My high school basketball coach’s temper was legendary. He would pull players out of the game when they made a mistake, and then rip into them right in front of a packed gym. But, even more legendary to his players were the verbal barrages he would unleash upon the team at half-time and the end of the game. As a junior, I had come to understand and accept this was just how my coach was, and I could expect that from him every game.

I remember a game in my junior season when he wasn’t himself. He wasn’t doing a whole lot of yelling, and we weren’t playing well, either. Something was up.

When we made it to halftime, as I headed to the locker room, we all were very unsure about my coach’s reserved first-half behavior. He hadn’t said much during the game, but he looked redder and more pissed than ever, ready to come undone. Before we could even sit down, he slammed the locker room door, and the volcano exploded.

“I tried! I tried to be nice and encouraging!” he said. “People tell me I am too hard on you boys, and so I try to not to yell, and what happens? You go out there and screw around! You play like a bunch of lazy bums.” As he paced around the room, suddenly, his eyes set upon me. “And you play scared!  You play like a p***y!”

I knew his comments were directed at me, the “weak boy” who couldn’t handle the screaming and criticism. My head wanted to drop between my knees, but I knew losing eye contact would only result in more anger and fury.

“Well,” he continued, “I am done trying to change. I can’t change; this is who I am! So, you’d better learn to toughen up and man up, because it isn’t going to get any easier.”

He was right. It never did get any easier.

Anger: The Emotional Tip of the Iceberg

Psychologists often use the metaphor of an iceberg to illustrate anger. 90% of an iceberg’s mass is under water. Anger is just the tip of the iceberg; underneath the water is something a lot bigger, some other physical or emotional pain. Before we feel angry, we feel something else—the primary feeling. Anger is the secondary feeling or emotion.

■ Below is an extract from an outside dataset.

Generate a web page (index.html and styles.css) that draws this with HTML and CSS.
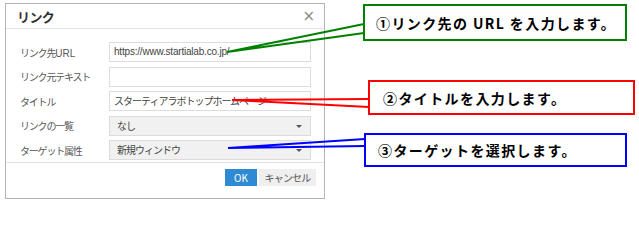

Coaching is an emotional profession. We experience a lot of emotions; one being the very powerful feeling of not being enough. As I have mentioned in past articles (The Coaching Identity Crisis), many of us easily find our identity and self-worth in our team’s achievement and performance, so when things don’t go well, they are making us look bad.

Our default response to these feelings of inadequacy, shame, and unworthiness is anger. We choose anger because it is how we have been coached and parented into reacting. We have to intentionally retrain our response to better serve people and be more authentic in who we are.

This Isn’t Who You Are; You Can Change

My high school coach’s statement, “I can’t change; this is who I am,” is problematic for many reasons:

  1. Unwillingness to Grow: “I can’t change.” If you are unwilling to learn and grow—unwilling to change, like my coach was—then how can you expect your players to change? The irony of my experience as a player was that my coach wanted me to change, be mentally tougher, be more in control of my emotions, and be a better communicator. All the while, he had this unbridled anger he would use to lash out at young men.
  2. Cycle of Destructive Behaviors: The other sad part of my experience was I fell into similar behaviors. While I was never “as bad as he was”, that became a justification for my behavior as a coach. Coaches love to talk about how easy players have it today, and how, in their day, they got it way worse. This talk is just unconsciously justifying their anger and poor treatment of players.
  3. False Authenticity: “This is just who I am.” We hear this a lot from people who provide excuses for their behavior. When I would get angry and lose my temper on the sideline, I would excuse this as just being myself. I thought, I wear my heart on my sleeve. I felt I was being authentic, but just like my coach, I used anger to mask the real emotions I was feeling. I was far from presenting an authentic and true version of myself to the team.

When I am authentic and true to myself, I will never become less than my best. When I am authentic and true to myself, I won’t do anything that will harm myself or anyone else. In fact, when I am true to who I am as a person, I help myself and everyone else become better versions of themselves. 

Take Action

“Our culture has taught you that, as a young man, you can never authentically show any feeling other than anger. Unfortunately, anger is a secondary emotion. It always comes from something else. But, showing anything else is seen as weakness. So, your two choices are to be seen as weak or to get angry.”

—Joshua Medcalf

This article isn’t meant to be a counseling session; rather, it is an encouragement to do a few things:

  1. Ask: “Where is this anger coming from? What is the primary feeling or emotion?”
  2. Remember: “I am coaching people, not objects. These people have wants, needs, and desires that are no less important than my own.”
  3. Act: Respond in accordance with your principles and values, not your feelings or circumstances.